Comment From: bcmills
The logic that partitions the tests is here: https://cs.opensource.google/go/x/build/+/master:cmd/coordinator/coordinator.go;l=2655-2692;drc=db77efa219bbf2dff0b44c84d5e7ea957f55a5db
It appears to be using a hard-coded 10s cutoff, and I suspect that it is not accounting for per-test setup overhead — so the freebsd-arm64 builder probably gets better clustering because it doesn't have that overhead. (Bit of a catch-22 there. 😅)
Comment From: bcmills
As for why the tests are partitioned at all — I don't know? I would guess that the coordinator is written assuming that per-test overhead is minimal, and if we have sharded builders at all the coordinator implementation is certainly simpler using the same sharding logic for all builders.
Comment From: millerresearch
The logic that partitions the tests is here: ...
Yes, I did look at that code before posting the issue. But that doesn't show where getTestStats
is getting its historical durations from. I suspect they are not very accurate in the case of plan9-arm. Can I look at them somehow?
My feeling is that the bad partitioning is a recent problem, but I don't have an archive of test log output so I can't check. How often does the database of durations change?
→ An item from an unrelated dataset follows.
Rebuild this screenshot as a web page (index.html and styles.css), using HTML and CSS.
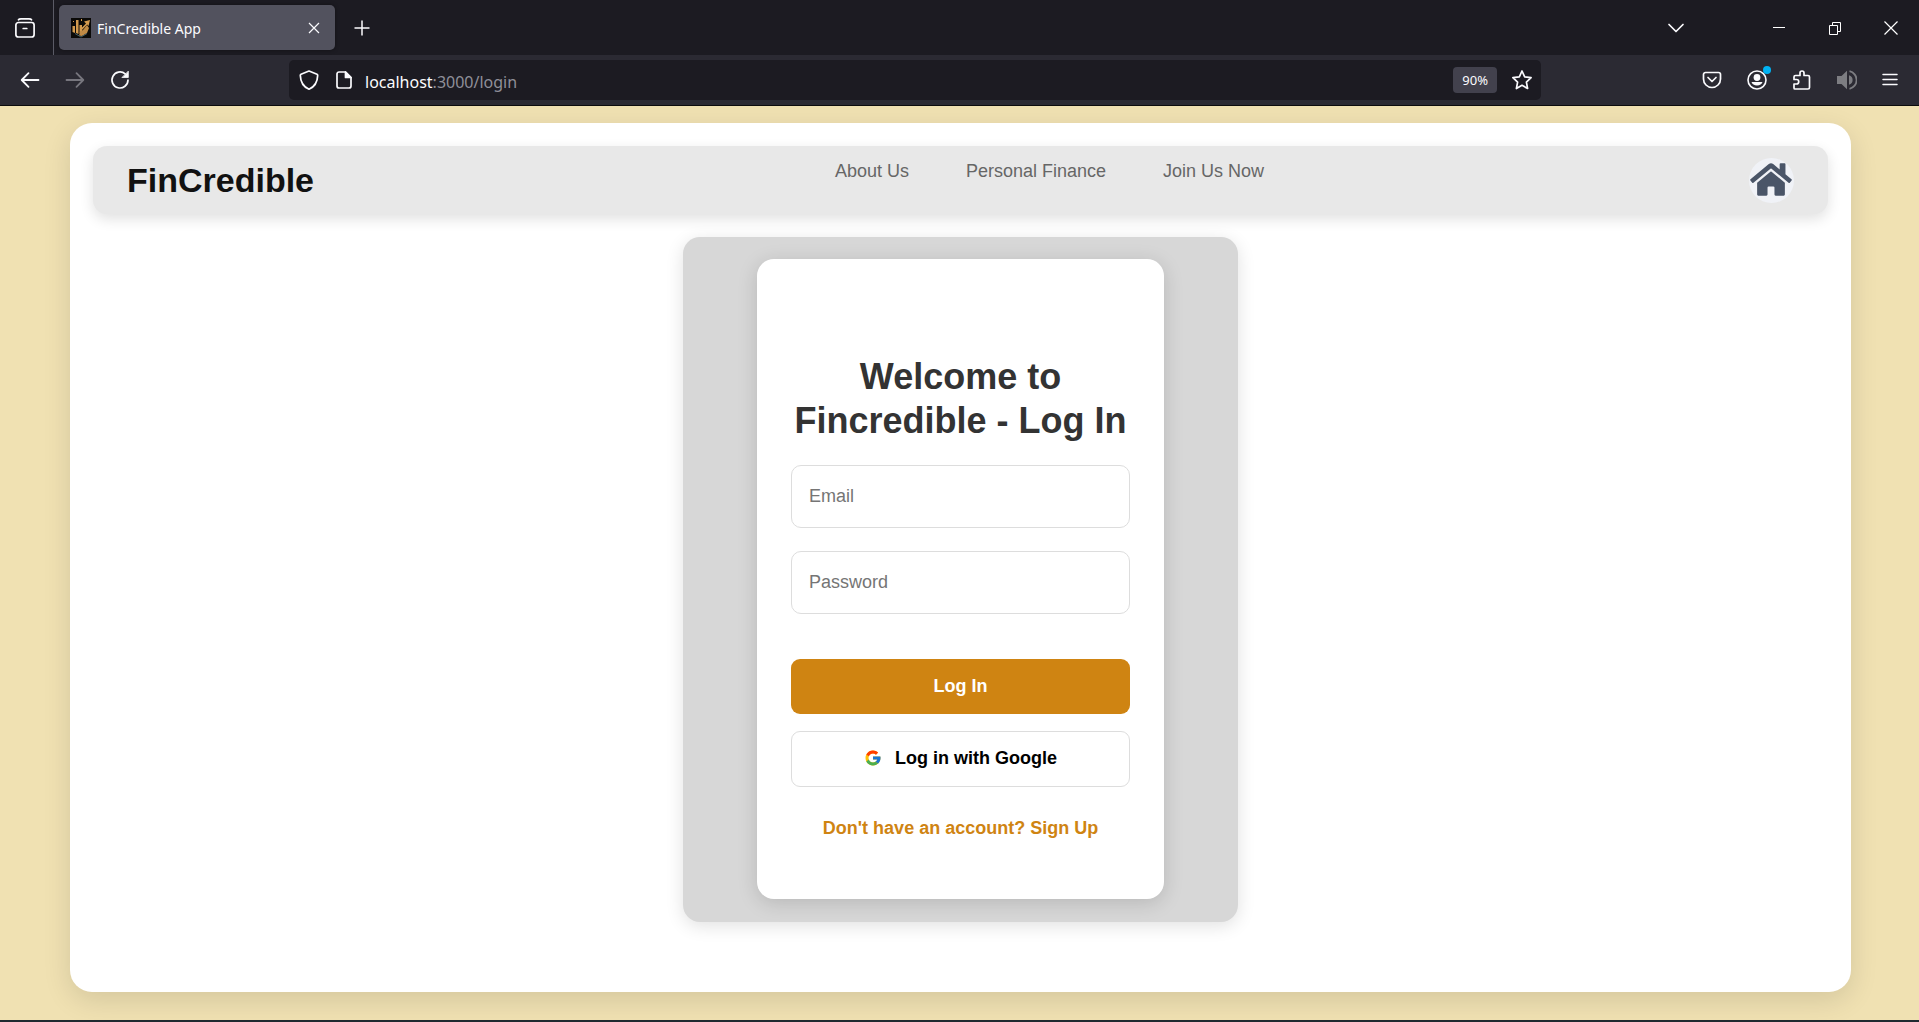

I would guess that the coordinator is written assuming that per-test overhead is minimal
Clearly not the case for plan 9 since go1.10, as I reported in #24300. The redundant (imho) staleness tests at the start of dist test
repeatedly thrash the entire source tree with lookup + stat calls, not minimal on operating systems which don't have linux's aggressive directory and inode cacheing, even worse if the builder uses a remote file server.
Comment From: bcmills
Can I look at them somehow?
I'm not sure! (That seems like a question for @golang/release...)
Comment From: millerresearch
This issue may as well be closed, since the coordinator is no longer in use.